▶ _Task prompt_
Check each line of the listing for the string "React", count the lines that have it, and answer with that number only.
▼
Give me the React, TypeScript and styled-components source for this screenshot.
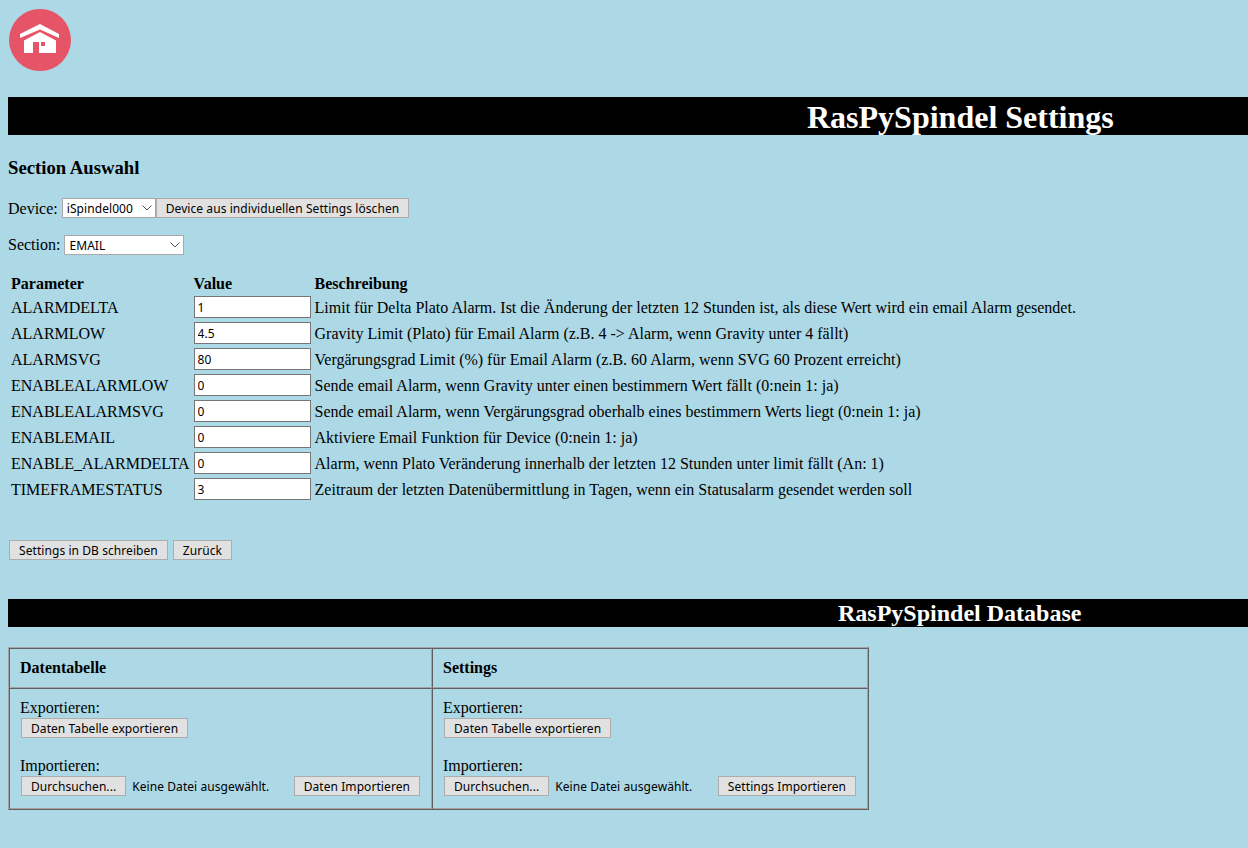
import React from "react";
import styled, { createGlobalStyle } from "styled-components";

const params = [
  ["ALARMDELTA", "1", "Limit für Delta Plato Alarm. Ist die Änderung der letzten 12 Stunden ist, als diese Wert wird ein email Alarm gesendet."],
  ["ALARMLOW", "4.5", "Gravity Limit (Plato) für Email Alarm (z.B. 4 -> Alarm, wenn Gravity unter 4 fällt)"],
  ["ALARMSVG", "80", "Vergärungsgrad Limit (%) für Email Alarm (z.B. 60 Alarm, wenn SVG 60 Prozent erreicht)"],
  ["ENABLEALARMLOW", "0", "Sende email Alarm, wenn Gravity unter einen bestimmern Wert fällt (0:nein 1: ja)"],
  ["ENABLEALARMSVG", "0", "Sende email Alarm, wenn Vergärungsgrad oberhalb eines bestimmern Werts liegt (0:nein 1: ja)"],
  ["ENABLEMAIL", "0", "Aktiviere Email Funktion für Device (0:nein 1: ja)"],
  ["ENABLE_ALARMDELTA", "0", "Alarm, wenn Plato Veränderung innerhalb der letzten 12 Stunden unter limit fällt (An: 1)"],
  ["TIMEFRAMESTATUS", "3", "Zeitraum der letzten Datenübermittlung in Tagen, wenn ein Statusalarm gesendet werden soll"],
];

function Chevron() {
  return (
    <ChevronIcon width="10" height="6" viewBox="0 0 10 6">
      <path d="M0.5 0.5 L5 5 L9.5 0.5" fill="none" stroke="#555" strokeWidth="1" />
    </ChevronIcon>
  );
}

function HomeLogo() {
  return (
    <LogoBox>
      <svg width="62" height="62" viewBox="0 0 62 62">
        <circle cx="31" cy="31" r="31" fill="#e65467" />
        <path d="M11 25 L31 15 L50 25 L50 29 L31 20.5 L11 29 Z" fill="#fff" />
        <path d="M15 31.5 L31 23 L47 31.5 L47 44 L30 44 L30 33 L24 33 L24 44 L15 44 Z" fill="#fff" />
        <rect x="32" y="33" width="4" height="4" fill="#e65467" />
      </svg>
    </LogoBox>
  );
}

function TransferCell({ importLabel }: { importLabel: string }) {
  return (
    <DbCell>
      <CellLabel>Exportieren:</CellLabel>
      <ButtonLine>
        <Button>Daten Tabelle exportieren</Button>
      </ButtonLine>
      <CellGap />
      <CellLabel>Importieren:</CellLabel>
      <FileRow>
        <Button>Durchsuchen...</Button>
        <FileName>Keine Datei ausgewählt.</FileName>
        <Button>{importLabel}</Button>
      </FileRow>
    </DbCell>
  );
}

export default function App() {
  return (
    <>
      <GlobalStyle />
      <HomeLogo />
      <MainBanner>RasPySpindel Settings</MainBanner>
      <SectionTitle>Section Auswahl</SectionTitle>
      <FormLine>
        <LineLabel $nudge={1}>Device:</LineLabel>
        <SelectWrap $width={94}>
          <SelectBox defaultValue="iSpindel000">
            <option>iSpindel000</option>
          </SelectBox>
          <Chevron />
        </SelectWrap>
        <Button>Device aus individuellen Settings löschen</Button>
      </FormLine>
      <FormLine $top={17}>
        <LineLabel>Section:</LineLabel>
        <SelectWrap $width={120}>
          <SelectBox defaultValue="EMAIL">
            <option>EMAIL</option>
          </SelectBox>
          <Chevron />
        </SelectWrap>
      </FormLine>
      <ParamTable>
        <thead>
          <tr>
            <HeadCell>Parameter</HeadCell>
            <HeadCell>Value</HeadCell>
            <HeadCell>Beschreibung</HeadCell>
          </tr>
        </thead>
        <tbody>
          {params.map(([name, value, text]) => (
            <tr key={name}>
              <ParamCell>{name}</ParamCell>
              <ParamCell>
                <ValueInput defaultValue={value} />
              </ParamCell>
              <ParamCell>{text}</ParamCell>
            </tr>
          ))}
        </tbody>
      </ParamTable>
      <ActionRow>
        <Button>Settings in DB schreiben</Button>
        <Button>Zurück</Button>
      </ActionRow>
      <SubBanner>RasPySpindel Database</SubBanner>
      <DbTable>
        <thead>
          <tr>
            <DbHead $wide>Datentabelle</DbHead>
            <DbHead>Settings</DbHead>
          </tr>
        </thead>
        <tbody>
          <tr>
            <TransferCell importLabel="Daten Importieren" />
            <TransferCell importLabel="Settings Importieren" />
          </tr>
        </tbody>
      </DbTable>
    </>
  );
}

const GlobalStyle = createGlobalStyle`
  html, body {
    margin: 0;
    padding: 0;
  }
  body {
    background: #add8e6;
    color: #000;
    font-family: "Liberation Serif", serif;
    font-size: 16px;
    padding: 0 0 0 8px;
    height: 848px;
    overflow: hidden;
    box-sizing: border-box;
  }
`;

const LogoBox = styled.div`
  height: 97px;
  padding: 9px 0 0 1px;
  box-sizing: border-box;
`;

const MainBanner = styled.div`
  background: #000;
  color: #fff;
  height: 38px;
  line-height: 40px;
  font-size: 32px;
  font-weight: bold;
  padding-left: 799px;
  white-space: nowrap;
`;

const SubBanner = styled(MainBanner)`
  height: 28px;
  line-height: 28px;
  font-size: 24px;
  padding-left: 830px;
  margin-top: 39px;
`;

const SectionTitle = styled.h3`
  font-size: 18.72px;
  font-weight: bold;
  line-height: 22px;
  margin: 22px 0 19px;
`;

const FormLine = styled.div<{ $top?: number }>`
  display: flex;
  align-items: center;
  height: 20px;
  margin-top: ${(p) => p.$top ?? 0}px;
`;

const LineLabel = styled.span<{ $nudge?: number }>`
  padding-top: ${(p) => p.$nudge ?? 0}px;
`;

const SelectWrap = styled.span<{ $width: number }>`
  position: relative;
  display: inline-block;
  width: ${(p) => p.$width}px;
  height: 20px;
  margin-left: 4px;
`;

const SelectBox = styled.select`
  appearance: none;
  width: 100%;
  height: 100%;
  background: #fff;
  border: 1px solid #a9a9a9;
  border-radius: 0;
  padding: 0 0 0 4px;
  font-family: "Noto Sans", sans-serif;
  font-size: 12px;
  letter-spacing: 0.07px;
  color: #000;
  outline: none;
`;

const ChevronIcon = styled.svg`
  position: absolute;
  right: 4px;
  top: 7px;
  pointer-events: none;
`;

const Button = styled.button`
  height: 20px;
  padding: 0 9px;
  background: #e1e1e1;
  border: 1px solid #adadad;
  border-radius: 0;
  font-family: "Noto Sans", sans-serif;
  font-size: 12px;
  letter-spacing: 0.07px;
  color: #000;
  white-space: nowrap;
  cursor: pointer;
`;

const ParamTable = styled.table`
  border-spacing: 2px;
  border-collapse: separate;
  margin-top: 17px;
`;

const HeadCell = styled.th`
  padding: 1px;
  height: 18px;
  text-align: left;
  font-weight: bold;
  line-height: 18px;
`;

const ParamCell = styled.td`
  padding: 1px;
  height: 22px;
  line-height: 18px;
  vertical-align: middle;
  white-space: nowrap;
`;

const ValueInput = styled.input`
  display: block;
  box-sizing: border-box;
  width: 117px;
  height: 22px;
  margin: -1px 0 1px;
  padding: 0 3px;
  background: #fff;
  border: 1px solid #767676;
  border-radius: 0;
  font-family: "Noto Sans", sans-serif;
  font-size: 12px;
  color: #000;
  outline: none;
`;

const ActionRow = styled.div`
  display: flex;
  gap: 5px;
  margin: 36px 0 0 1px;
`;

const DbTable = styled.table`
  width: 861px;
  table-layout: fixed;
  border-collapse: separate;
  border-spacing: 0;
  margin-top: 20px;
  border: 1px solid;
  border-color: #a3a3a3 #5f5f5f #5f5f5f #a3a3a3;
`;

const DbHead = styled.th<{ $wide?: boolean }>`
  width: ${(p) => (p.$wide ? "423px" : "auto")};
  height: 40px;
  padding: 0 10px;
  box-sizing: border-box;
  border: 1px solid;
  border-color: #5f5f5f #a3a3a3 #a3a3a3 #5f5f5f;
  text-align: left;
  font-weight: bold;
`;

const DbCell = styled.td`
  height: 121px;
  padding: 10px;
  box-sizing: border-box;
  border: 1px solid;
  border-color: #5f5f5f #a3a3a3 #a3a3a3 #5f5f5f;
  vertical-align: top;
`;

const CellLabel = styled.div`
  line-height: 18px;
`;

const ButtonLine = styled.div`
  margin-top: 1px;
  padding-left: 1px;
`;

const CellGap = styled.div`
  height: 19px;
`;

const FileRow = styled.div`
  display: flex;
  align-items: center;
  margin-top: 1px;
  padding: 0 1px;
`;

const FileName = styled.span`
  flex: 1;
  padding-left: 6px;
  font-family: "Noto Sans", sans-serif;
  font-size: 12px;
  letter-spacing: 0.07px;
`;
▲
▶ _Output for this exercise_
2